I never understood people who said things like “Once the kids are grown up and gone, [INSERT SPOUSE'S NAME HERE] and I want to travel.”

I always think “Why not travel with the kids now?” Anna points out her next vacation destination on this subway mural. Looks like somewhere in the Mediterranean or perhaps North Africa. Either will do.

I’m too fidgety to spend 18 years nesting and watching the suitcases collect dust. The world will have changed and I will have missed it, plus there’s that what-if-I-get-hit-by-a-bus-tomorrow theory (a dump truck hit me the week before Thanksgiving, so the likelihood of being hit by any vehicle seems pretty probable to me).

I also strongly believe travel is one of the best forms of education available to children. Where else can they learn about culture and language, apply math skills with money, hone their navigational and people skills, and learn the lesson of being happy with what you have –such as being happy with what’s in your suitcase and learning to wear the purple shirt that’s packed instead of whining about the pink shirt stuffed in a drawer 3,600 miles away?

So instead of saving money and nesting, we kissed a few thousand dollars goodbye in Belgium–a country that shares France’s good taste and charm without the attitude.

If someone ever asks Anna where was the first place she ever tried ice skating (because that question often comes up during speed dating) she can proudly say Belgium. Bruges, if she wants to be specific and impress. We did a half dozen spins around the rink before Anna proclaimed fatigue and begged to get out of her skates. Our first rotation was an excruciating 10-minute exercise that could have been mistaken for angry interpretive dance. By the sixth rotation, we weren’t quite channeling Dorothy Hamill (did that just reveal my age???), but there was genuine gliding across the ice.

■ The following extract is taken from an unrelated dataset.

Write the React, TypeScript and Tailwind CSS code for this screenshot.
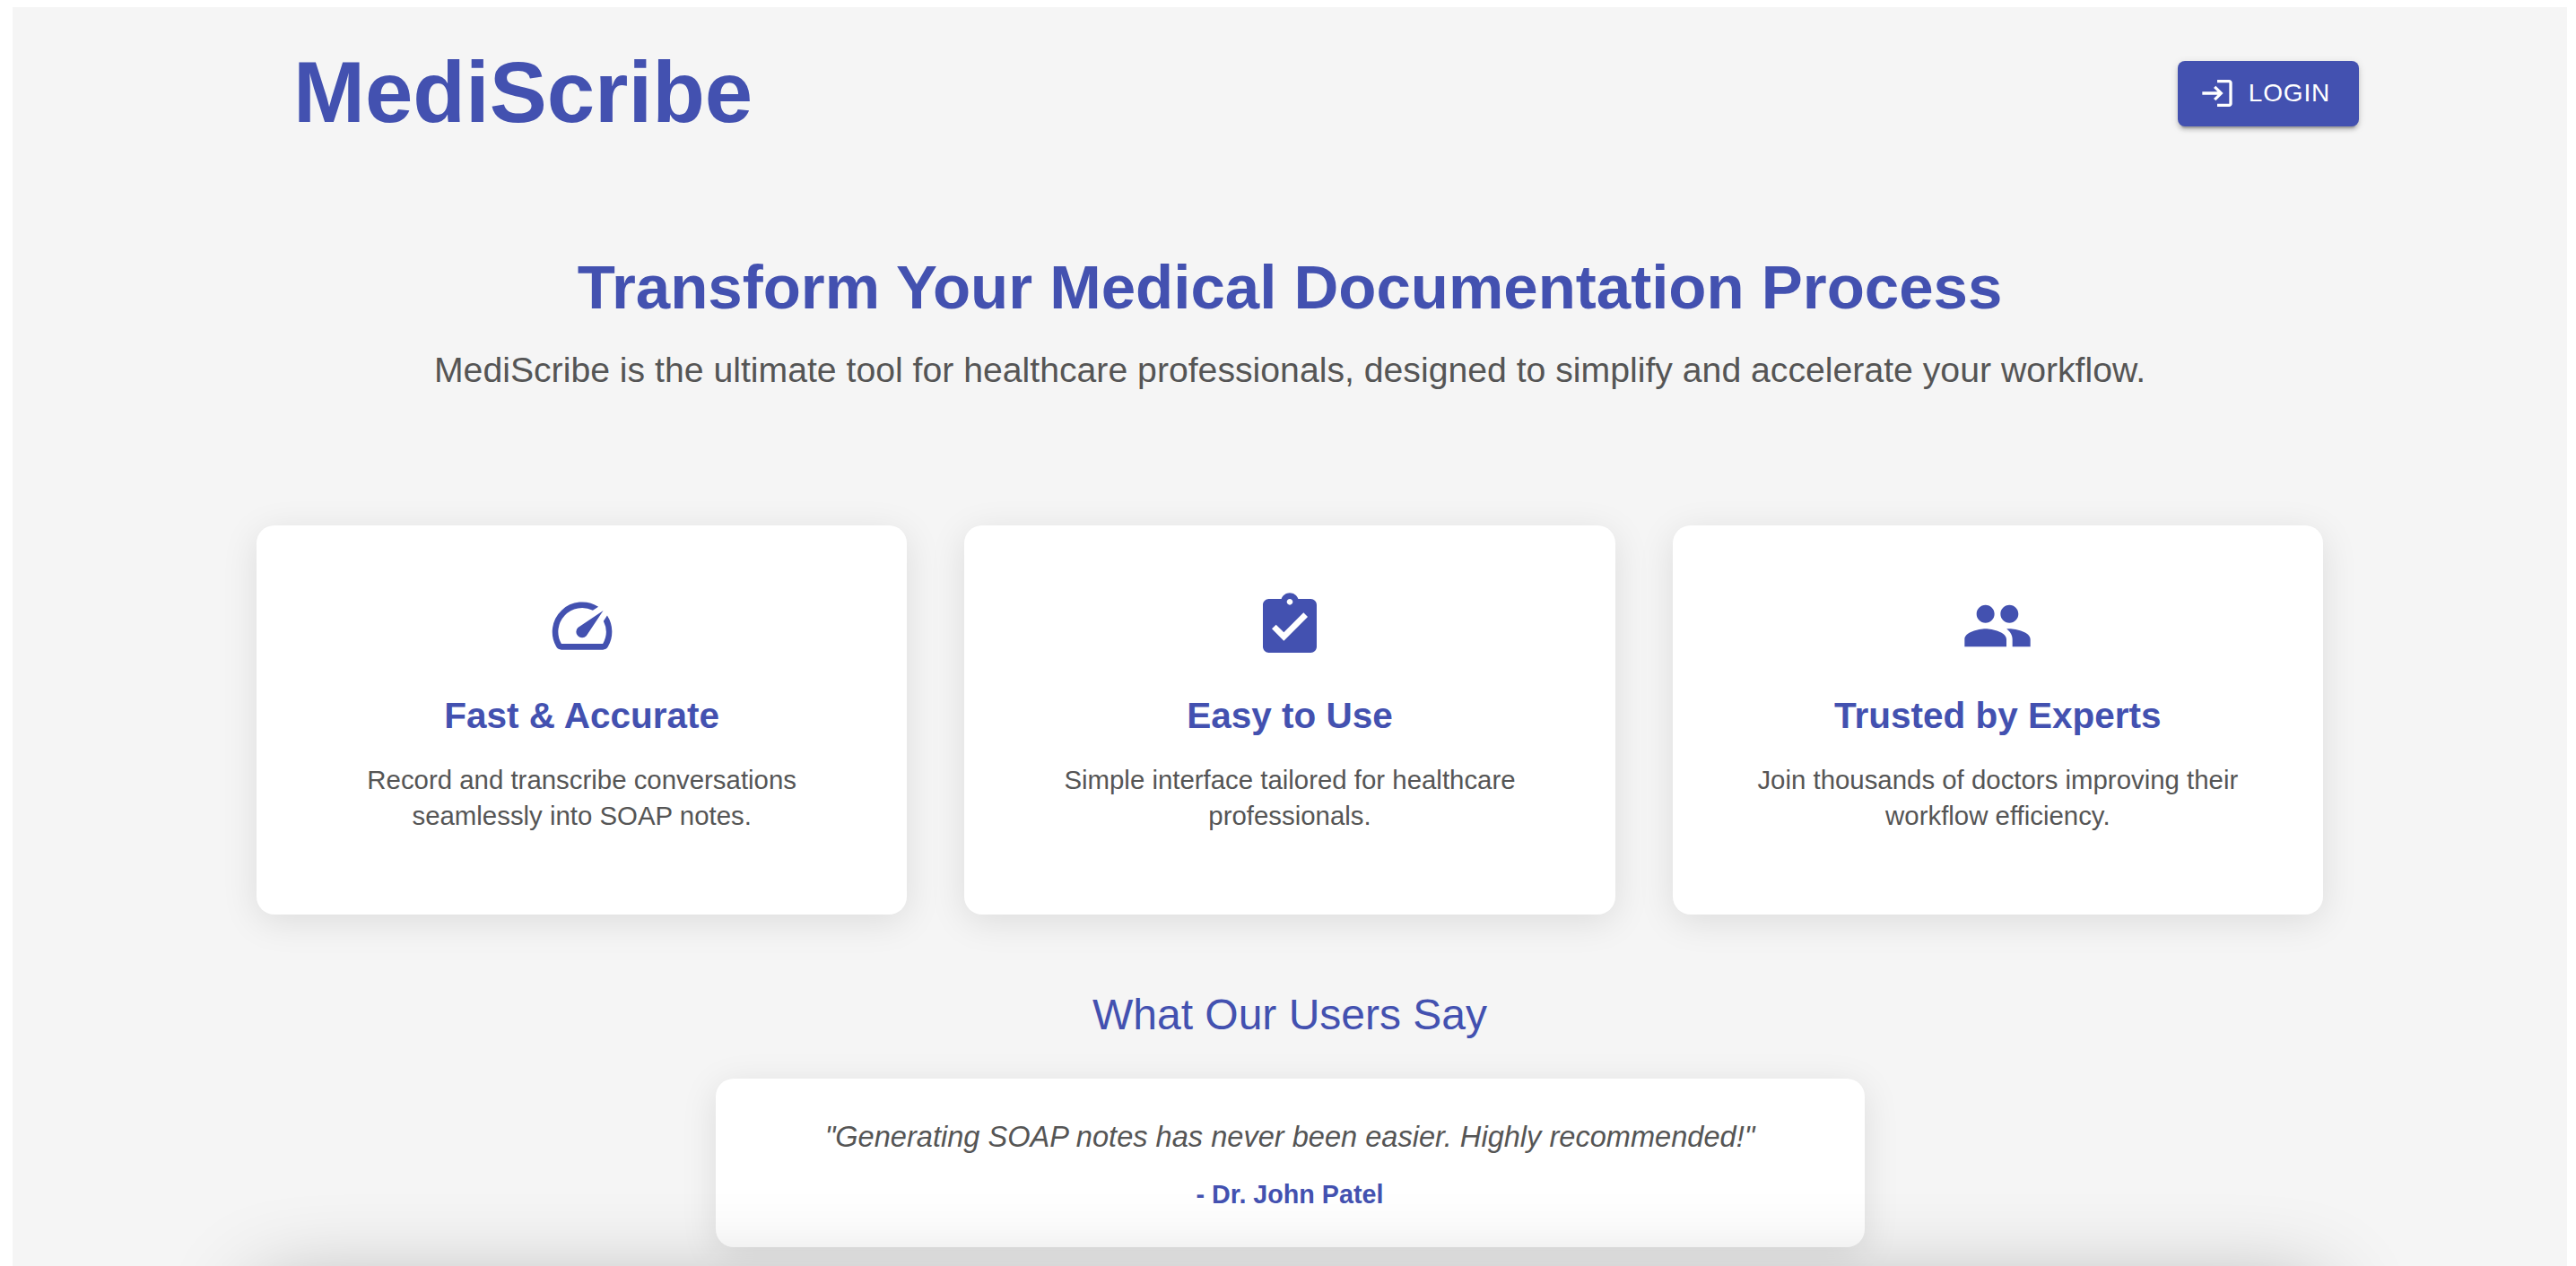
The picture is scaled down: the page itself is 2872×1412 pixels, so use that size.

The day after ice skating, we headed into Brussels for an afternoon of sightseeing. We hit the comic strip museum, the Atomium, and Mini-Europe. The Museum of Comic Strip Art reminded me of the Friet Museum–a bubble gum-sweet love letter to doodling. Though, to be fair, the artwork in this museum went beyond doodling. Where else can you find homosexual erotica in French, classic superhero graphic novel drama, and the Smurfs all under one roof?

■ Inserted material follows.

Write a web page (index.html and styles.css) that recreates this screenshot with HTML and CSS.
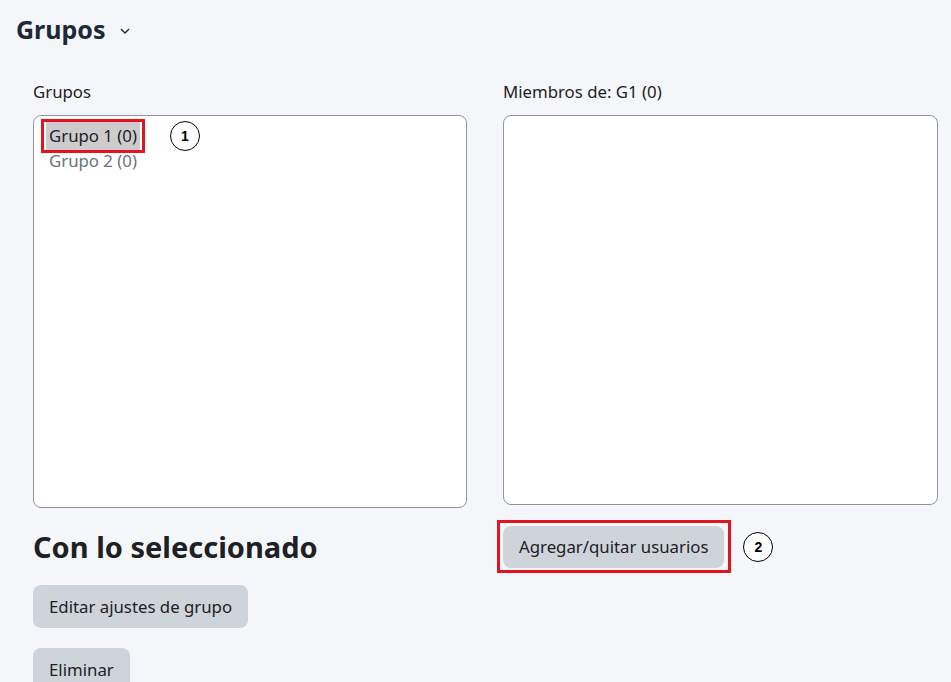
FILE: index.html
```html
<!DOCTYPE html>
<html lang="es">

<head>
  <title>Grupos</title>
  <meta charset="utf-8" />
  <link rel="stylesheet" href="styles.css">
</head>

<body>
  <div class="page">
    <h2 class="pageTitle">Grupos
      <svg class="chevron" width="10" height="6" viewBox="0 0 10 6"><path d="M1 1l4 4 4-4" fill="none" stroke="#1d2939" stroke-width="1.4"/></svg>
    </h2>
    <div class="groupsGrid">
      <div class="col">
        <label class="fieldLabel">Grupos</label>
        <div class="listBox leftBox">
          <div class="option first">
            <span class="mark"><span class="selected">Grupo 1 (0)</span></span>
            <span class="step">1</span>
          </div>
          <div class="option">Grupo 2 (0)</div>
        </div>
        <h3 class="subTitle">Con lo seleccionado</h3>
        <div class="btn">Editar ajustes de grupo</div>
        <div class="btn">Eliminar</div>
      </div>
      <div class="col">
        <label class="fieldLabel">Miembros de: G1 (0)</label>
        <div class="listBox rightBox"></div>
        <div class="actionRow">
          <span class="markBtn"><span class="btn inline">Agregar/quitar usuarios</span></span>
          <span class="step">2</span>
        </div>
      </div>
    </div>
  </div>
</body>

</html>
```

FILE: styles.css
```css
html,
body {
  margin: 0;
  height: 100%;
}

body {
  background-color: #f5f6fa;
  color: #1d2125;
  font: 16.8px "Noto Sans", "Open Sans", sans-serif;
  overflow: hidden;
}

.page {
  padding: 12px 14px 0 16px;
}

.pageTitle {
  margin: 0;
  font-size: 25px;
  font-weight: 700;
  color: #1d2939;
  display: flex;
  align-items: center;
  gap: 14px;
  height: 34px;
}

.chevron {
  margin-top: 4px;
}

.groupsGrid {
  display: grid;
  grid-template-columns: 434px 435px;
  gap: 36px;
  padding: 34px 0 0 17px;
  align-items: start;
}

.fieldLabel {
  display: block;
  height: 24px;
  line-height: 24px;
  margin-bottom: 11px;
}

.listBox {
  background-color: white;
  border: 1px solid #8f959e;
  border-radius: 8px;
  box-sizing: border-box;
  padding: 3px 7px 1px;
}

.leftBox {
  height: 393px;
}

.rightBox {
  height: 390px;
}

.option {
  height: 26px;
  line-height: 26px;
  color: #6a737b;
  padding-left: 8px;
}

.option.first {
  color: #1d2125;
  display: flex;
  align-items: center;
  gap: 25px;
  height: 34px;
  margin-bottom: -5px;
  padding-left: 0;
}

.mark {
  border: 3px solid #e3141f;
  padding: 0 2px 0 2px;
  display: inline-flex;
}

.selected {
  background-color: #cccccc;
  line-height: 28px;
  padding: 0 3px;
}

.step {
  width: 28px;
  height: 28px;
  border: 1.5px solid #000;
  border-radius: 50%;
  background-color: white;
  display: inline-flex;
  align-items: center;
  justify-content: center;
  font: 700 14px "Liberation Sans", Arial, sans-serif;
  color: #000;
}

.subTitle {
  margin: 19px 0 0;
  font-size: 29px;
  font-weight: 700;
  line-height: 40px;
}

.btn {
  display: inline-block;
  background-color: #ced4da;
  border-radius: 8px;
  padding: 0 16px;
  line-height: 43px;
  margin-top: 18px;
  color: #1d2125;
}

.btn + .btn {
  display: block;
  width: max-content;
  margin-top: 20px;
}

.actionRow {
  display: flex;
  align-items: center;
  gap: 12px;
  margin: 15px 0 0 -6px;
}

.markBtn {
  border: 3px solid #e3141f;
  padding: 3px 4px 2px 3px;
  display: inline-flex;
}

.btn.inline {
  margin: 0;
  line-height: 42px;
}
```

The 20-year-old museum was created by a handful of die-hard comic book fans who renovated an Art Nouveau building designed by architect Victor Horta. The building, once a department store, is now a series of galleries circling a wide, dramatic staircase. (Is it a Belgian tradition to take a passion or a fetish and turn it into a museum?) The 20th century was a prolific one for Belgian comic strip artists and their imaginations have been thoughtfully encapsulated in this museum. This former department store now houses 6,000 original plates and life-size cartoon sets.

After a hot waffle and even hotter hot chocolate, we schlepped out to the Atomium, which required a 20-minute subway ride to the suburbs. Built in 1958 for the World Fair, the Atomium is an iron atom magnified 165 billion times and towers over Mini-Europe. Inside the center ball of the atom (can I call it a nucleus? I don’t know…) is a snack bar serving ice cream and beer.

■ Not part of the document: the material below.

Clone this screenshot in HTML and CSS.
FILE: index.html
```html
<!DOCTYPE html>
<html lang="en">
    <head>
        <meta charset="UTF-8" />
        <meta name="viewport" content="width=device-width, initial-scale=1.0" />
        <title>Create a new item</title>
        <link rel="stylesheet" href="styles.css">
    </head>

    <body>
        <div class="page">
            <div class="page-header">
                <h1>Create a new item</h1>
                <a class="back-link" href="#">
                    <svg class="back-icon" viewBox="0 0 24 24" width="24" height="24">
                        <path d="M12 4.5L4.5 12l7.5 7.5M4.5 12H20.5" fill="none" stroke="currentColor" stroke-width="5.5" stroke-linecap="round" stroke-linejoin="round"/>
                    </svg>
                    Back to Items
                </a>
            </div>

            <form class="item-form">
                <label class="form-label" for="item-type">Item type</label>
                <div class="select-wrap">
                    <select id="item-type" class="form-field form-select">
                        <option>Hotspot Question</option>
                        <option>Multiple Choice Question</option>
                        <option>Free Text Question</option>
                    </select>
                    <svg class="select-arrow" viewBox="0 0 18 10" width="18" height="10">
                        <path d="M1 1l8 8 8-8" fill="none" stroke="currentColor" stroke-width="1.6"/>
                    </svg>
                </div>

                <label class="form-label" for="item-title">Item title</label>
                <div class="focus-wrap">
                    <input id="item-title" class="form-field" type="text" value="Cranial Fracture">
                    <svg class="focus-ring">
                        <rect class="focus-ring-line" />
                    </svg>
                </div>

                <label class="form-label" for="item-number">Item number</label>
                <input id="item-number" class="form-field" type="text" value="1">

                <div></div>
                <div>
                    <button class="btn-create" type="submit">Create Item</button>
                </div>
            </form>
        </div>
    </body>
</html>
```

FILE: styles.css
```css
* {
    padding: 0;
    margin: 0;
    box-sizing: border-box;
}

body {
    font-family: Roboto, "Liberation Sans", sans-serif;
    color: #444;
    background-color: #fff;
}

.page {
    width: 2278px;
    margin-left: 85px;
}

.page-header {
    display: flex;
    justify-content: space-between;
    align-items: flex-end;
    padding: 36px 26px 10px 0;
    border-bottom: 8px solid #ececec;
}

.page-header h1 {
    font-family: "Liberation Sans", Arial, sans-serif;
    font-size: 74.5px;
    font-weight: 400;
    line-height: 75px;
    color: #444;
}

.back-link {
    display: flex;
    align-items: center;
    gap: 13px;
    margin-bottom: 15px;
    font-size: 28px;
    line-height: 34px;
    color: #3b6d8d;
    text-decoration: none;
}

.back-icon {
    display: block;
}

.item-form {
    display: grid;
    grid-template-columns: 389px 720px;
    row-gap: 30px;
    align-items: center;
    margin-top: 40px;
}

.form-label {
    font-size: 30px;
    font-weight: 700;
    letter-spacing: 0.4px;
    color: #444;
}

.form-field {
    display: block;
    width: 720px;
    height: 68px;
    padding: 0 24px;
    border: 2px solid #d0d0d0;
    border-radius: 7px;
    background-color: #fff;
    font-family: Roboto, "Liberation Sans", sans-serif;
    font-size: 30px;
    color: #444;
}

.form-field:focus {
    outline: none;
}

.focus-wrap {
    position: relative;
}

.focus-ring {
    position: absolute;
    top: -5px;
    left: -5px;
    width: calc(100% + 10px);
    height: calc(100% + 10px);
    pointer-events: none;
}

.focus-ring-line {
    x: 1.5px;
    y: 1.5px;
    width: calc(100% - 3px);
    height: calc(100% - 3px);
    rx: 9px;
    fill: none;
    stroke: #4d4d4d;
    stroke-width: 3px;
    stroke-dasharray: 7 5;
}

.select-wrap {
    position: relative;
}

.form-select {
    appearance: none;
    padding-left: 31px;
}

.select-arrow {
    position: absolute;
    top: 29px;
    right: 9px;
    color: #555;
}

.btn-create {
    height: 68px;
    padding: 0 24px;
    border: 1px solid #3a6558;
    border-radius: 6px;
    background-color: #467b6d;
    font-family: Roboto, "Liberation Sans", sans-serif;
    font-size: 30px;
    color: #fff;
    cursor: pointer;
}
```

Is this what Andre Waterkeyn envisioned a half century ago? Who can say. I see the Atomium as the ultimate mid-century design (which you can also find at the snack bar). Forget the Bertoia chair or an Eames sofa. Waterkyn fused science and art by taking something unnoticed and undervalued–a ubiquitous molecule found throughout any Rust Belt small town on both sides of the pond–and blew it up to the point where it commanded not just acknowledgement, but jaw-dropping awe. You’ll never look at iron the same way again.

From inside the Atomium…

…and from the outside…

Next to the Atomium is Mini-Europe, which Anna perceived as a series of fancy dollhouses and castles. The best part about this exhibit is that as we were walking in, a French-speaking family approached us holding a ticket. I thought they were asking us for directions, but they were offering us a free ticket. They had a spare to spare. I thought Mini-Europe was just Big Ben, the Eiffel Tower and a few o
ther Euro architectual icons, but instead it’s a thorough examination of every recognizable edifice in the EU.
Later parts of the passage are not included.